Paul Sweeney: In developed countries, there has been a decline in labour’s share of national income going to wages for many years. This has major implications not just equity, but for demand, for growth itself. In Ireland, labour’s share fell from a high 70% in 1987, to only 52% in 2002, but unusually, has risen since. However, at 63% in 2011, it is still below that of Germany (68.3 %), UK (71.3%) or even the US (64.3%).
The labour market is also becoming polarized between “cool jobs and crap jobs”. At the top, owners and top executives are paying themselves obscene and utterly undeserved sums, as shareholders are unable to govern them. They have rewritten the rules of corporate governance in their favour – and that what makes government policy on taxation and on corporate governance so important.
There has also been a steady rise in the number of top jobs and in jobs at the bottom, with the proportion of jobs in the middle declining.
At the bottom, the shift in manufacturing from the west has eliminated some of the best jobs for unskilled or semi-skilled workers. It has also hit trade unions. In the middle, even with university education, jobs are becoming increasingly precarious – more short-term contracts, poor or no pensions, poorer public services – ironically as the squeezed middle is unwilling to pay for them and corporations do not.
I believe that the future will bring greater insecurity with stagnating incomes, increasingly precarious employment and uncertainty - unless there is a radical re-think of key issues like taxation and the governance of companies worldwide.
There are four factors which have assisted the change in the balance of power away from workers and citizens. It is not just the immense burden of debt which governments and bankers have hung around our necks, which is driving this shift.
Firstly, globalisation has exacerbated major trends in labour markets and in income distribution.
Secondly, there has been a decline in trade union density. This is a key to the decline in the relative share of labour income. Whether one like unions or not, this decline in density and unions as a countervailing power to corporations means demand is ebbing in all developed economies as people become less well-off and more insecure over time. The shift of national income has been to the very wealthiest, who do not spend their money (they have too much). Nor do they invest so readily – aggregate demand is down and so investment is becoming less profitable.
The third factor is that capitalists have become more aggressive in undermining the Social Contract with labour and with society in general.
Indeed, most do not realise the Crash of 2008 may have been only the first step in their own decline.
So far these trends have by-passed many emerging economies – but not for long, since most tend to ape the worst excesses of the West.
The fourth factor is the decline in progressive taxation.

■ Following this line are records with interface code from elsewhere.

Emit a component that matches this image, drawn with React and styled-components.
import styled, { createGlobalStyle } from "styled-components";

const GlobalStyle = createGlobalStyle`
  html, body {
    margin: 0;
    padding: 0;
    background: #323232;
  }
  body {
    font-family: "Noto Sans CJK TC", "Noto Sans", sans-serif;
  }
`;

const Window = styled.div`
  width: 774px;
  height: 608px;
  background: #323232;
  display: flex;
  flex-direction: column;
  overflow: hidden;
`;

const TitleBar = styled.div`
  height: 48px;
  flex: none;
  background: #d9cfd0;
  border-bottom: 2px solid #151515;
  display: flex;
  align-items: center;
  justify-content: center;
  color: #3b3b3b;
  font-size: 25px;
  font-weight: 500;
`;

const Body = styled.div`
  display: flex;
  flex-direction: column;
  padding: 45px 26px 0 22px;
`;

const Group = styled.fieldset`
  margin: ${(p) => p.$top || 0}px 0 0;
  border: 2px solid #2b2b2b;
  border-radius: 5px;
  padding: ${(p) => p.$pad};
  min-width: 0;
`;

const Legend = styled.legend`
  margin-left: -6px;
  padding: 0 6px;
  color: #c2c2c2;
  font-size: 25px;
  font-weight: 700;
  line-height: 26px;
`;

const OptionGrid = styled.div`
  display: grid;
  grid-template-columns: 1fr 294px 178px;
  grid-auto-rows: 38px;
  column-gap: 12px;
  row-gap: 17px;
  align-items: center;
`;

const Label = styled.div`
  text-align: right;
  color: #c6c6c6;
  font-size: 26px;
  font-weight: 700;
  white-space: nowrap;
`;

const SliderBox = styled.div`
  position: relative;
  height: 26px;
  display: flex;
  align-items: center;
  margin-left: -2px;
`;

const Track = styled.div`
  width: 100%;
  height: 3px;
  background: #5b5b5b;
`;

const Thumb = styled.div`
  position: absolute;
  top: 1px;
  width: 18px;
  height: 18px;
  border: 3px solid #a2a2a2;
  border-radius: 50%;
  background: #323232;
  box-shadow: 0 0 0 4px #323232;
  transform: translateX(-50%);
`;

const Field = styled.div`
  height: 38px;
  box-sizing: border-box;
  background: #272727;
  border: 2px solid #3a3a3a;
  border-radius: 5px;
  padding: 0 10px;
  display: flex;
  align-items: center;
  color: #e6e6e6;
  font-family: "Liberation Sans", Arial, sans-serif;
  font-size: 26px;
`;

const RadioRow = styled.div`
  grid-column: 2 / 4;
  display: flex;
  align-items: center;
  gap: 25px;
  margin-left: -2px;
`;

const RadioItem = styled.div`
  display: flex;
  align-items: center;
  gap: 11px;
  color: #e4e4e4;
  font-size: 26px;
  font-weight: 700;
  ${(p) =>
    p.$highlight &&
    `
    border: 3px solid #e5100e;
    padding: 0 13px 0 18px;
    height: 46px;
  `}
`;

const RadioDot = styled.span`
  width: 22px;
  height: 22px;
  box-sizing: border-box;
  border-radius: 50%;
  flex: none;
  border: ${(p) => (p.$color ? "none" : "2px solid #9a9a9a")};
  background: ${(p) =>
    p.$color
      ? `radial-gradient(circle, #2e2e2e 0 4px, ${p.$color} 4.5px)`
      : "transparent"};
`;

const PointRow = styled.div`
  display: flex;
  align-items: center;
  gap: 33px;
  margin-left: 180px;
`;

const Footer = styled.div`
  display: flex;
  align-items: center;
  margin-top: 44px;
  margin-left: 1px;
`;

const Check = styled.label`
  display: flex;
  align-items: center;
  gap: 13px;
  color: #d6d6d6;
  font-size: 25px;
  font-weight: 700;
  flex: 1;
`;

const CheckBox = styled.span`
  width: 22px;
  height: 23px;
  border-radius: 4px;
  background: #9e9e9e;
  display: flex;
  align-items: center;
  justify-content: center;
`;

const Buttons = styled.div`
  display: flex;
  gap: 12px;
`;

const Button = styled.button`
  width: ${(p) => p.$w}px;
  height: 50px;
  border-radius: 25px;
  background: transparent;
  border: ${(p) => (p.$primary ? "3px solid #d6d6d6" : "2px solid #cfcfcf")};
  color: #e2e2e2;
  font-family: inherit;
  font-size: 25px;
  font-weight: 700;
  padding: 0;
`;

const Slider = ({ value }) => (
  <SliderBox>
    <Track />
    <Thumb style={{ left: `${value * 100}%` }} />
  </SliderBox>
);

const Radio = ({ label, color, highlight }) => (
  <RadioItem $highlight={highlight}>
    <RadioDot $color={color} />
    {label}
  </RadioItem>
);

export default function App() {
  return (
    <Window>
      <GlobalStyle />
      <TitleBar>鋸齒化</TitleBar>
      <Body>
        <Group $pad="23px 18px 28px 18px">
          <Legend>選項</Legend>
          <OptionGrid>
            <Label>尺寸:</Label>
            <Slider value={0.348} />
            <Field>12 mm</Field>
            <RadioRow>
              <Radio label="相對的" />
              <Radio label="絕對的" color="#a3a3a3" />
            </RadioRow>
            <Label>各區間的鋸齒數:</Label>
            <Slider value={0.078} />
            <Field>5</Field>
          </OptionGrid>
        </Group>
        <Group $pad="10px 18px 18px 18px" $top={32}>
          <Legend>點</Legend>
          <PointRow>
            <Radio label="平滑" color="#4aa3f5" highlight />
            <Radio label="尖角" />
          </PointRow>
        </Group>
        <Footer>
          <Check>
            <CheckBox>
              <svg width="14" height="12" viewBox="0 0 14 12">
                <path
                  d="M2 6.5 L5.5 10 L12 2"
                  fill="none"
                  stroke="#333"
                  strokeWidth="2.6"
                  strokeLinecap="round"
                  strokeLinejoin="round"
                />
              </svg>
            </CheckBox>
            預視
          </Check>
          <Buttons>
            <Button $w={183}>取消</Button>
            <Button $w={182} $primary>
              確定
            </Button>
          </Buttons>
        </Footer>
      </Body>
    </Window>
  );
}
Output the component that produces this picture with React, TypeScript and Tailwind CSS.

For example, corporation tax rates are declining in most countries, led by Ireland, as they compete for foreign direct investment. Fifteen OECD countries had wealth taxes in 1995, only three have today. Taxes on inheritances have been scaled back too. Lower tax rates are not a problem if they are accompanied by cuts to tax avoidance schemes, but governments have failed to eliminate most of these – leaving both lower rates and avoidance mechanisms in place for the rich and corporates.